More recently, Finley and others from the Cleveland Fed have partnered with the Career Services Center at Cuyahoga Community College. The community college serves hundreds of thousands of students and adult learners across northeast Ohio. Conversations in early 2025 have centered on ways the tool can help inform the career center’s curriculum, Finley said.
“They love the tool,” he said. “They have been able to leverage the information to gauge some of their approaches to a new career innovation center they will be structuring.”
Since the tool’s 2024 update, Fee and Theresa Dunne, community development research analyst at the Philadelphia Fed, have been hearing consistently from groups using the tool in expected and sometimes unexpected ways.
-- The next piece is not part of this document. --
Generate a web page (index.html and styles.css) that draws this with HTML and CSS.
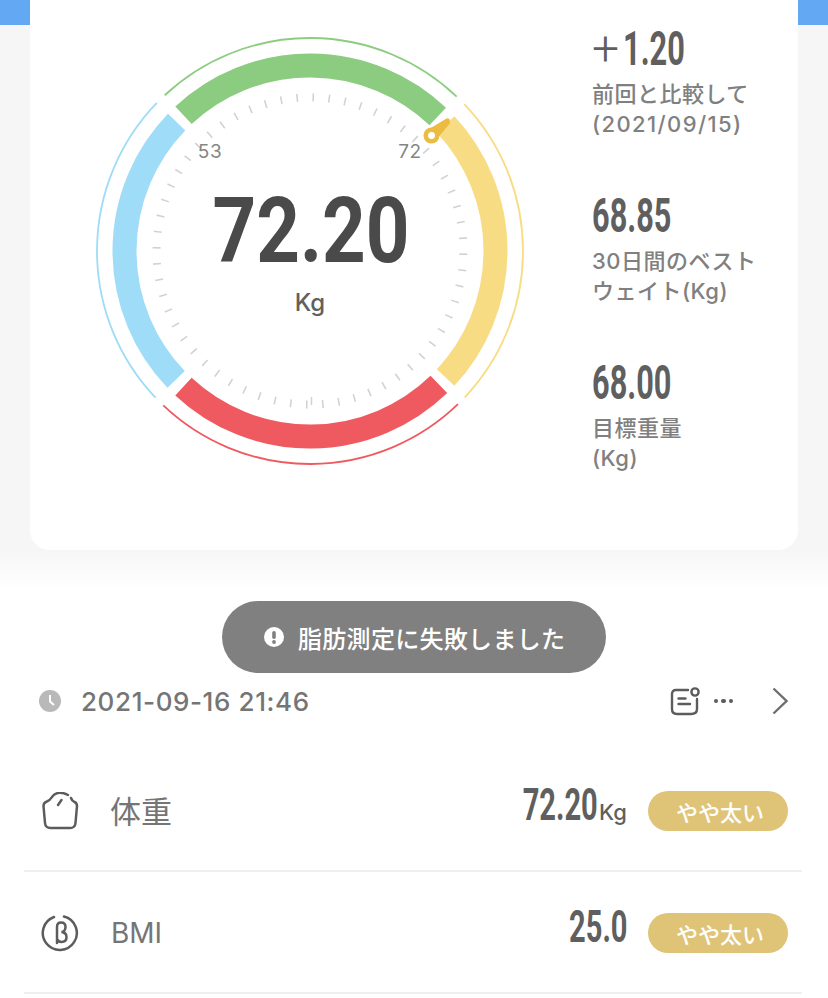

“It’s exciting and gratifying to see wider use of the tool,” Fee said. “The applications are wide-ranging.”
Who should use the Occupational Mobility Explorer?
The free tool is accessible to anyone. Recent updates include not only additional and more current data, but also a suite of related resources, including a resume builder.
“Data can be very empowering,” said the Philadelphia Fed’s Dunne. She and other Fed researchers who’ve worked on the tool identified groups that may find it especially useful in their efforts supporting the nation’s labor force:
- Workforce development agencies, educational institutions, and skills-training providers. These groups share an aim of supporting current and future workers in a region. They can use the tool to help individuals identify and understand how existing skills are transferable to higher-paying jobs. The tool also helps
- Identify viable career pathways for students and job seekers.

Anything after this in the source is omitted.